**Task to complete**
Return the listing below verbatim. Pictures do not belong in the copy.

=-=-=-=-=

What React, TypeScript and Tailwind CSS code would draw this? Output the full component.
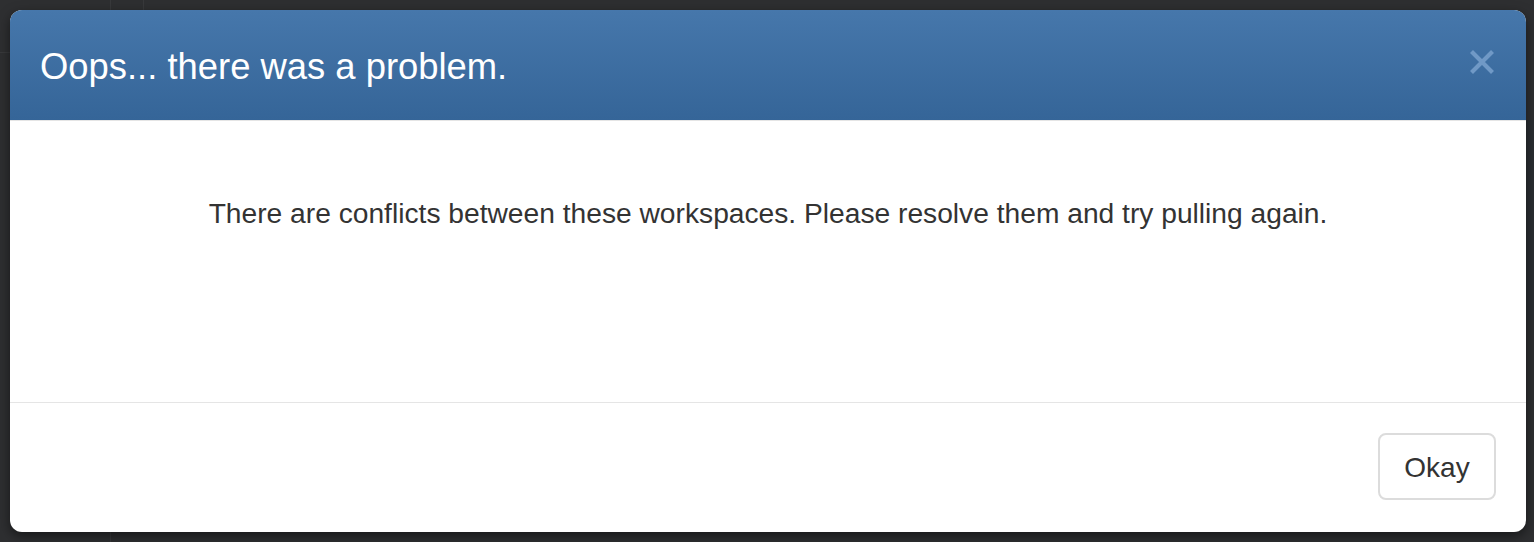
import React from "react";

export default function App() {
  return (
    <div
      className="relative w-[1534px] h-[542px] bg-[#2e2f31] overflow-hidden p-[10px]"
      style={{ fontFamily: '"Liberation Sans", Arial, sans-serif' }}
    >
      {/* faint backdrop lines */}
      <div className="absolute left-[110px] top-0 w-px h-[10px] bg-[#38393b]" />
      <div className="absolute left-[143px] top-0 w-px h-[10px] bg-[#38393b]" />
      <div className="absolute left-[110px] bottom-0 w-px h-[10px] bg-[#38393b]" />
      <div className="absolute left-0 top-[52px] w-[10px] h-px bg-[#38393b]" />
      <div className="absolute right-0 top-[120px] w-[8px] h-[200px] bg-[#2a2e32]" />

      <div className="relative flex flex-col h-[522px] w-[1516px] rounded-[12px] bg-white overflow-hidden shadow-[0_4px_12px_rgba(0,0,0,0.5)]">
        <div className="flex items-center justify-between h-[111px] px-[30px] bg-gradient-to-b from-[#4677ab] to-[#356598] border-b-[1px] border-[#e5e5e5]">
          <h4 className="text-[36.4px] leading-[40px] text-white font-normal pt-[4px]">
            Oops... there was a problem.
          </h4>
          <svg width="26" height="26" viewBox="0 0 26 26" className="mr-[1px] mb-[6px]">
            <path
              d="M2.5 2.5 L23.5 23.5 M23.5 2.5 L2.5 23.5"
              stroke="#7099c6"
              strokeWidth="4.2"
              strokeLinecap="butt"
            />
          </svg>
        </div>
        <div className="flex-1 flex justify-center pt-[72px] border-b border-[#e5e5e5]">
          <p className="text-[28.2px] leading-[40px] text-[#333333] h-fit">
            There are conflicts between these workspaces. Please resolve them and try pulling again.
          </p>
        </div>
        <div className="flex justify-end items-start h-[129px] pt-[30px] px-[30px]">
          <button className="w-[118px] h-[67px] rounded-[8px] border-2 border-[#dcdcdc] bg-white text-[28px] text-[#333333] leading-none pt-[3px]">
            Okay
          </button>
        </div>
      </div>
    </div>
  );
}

=-=-=-=-=

**Right answer**
What React, TypeScript and Tailwind CSS code would draw this? Output the full component.
import React from "react";

export default function App() {
  return (
    <div
      className="relative w-[1534px] h-[542px] bg-[#2e2f31] overflow-hidden p-[10px]"
      style={{ fontFamily: '"Liberation Sans", Arial, sans-serif' }}
    >
      {/* faint backdrop lines */}
      <div className="absolute left-[110px] top-0 w-px h-[10px] bg-[#38393b]" />
      <div className="absolute left-[143px] top-0 w-px h-[10px] bg-[#38393b]" />
      <div className="absolute left-[110px] bottom-0 w-px h-[10px] bg-[#38393b]" />
      <div className="absolute left-0 top-[52px] w-[10px] h-px bg-[#38393b]" />
      <div className="absolute right-0 top-[120px] w-[8px] h-[200px] bg-[#2a2e32]" />

      <div className="relative flex flex-col h-[522px] w-[1516px] rounded-[12px] bg-white overflow-hidden shadow-[0_4px_12px_rgba(0,0,0,0.5)]">
        <div className="flex items-center justify-between h-[111px] px-[30px] bg-gradient-to-b from-[#4677ab] to-[#356598] border-b-[1px] border-[#e5e5e5]">
          <h4 className="text-[36.4px] leading-[40px] text-white font-normal pt-[4px]">
            Oops... there was a problem.
          </h4>
          <svg width="26" height="26" viewBox="0 0 26 26" className="mr-[1px] mb-[6px]">
            <path
              d="M2.5 2.5 L23.5 23.5 M23.5 2.5 L2.5 23.5"
              stroke="#7099c6"
              strokeWidth="4.2"
              strokeLinecap="butt"
            />
          </svg>
        </div>
        <div className="flex-1 flex justify-center pt-[72px] border-b border-[#e5e5e5]">
          <p className="text-[28.2px] leading-[40px] text-[#333333] h-fit">
            There are conflicts between these workspaces. Please resolve them and try pulling again.
          </p>
        </div>
        <div className="flex justify-end items-start h-[129px] pt-[30px] px-[30px]">
          <button className="w-[118px] h-[67px] rounded-[8px] border-2 border-[#dcdcdc] bg-white text-[28px] text-[#333333] leading-none pt-[3px]">
            Okay
          </button>
        </div>
      </div>
    </div>
  );
}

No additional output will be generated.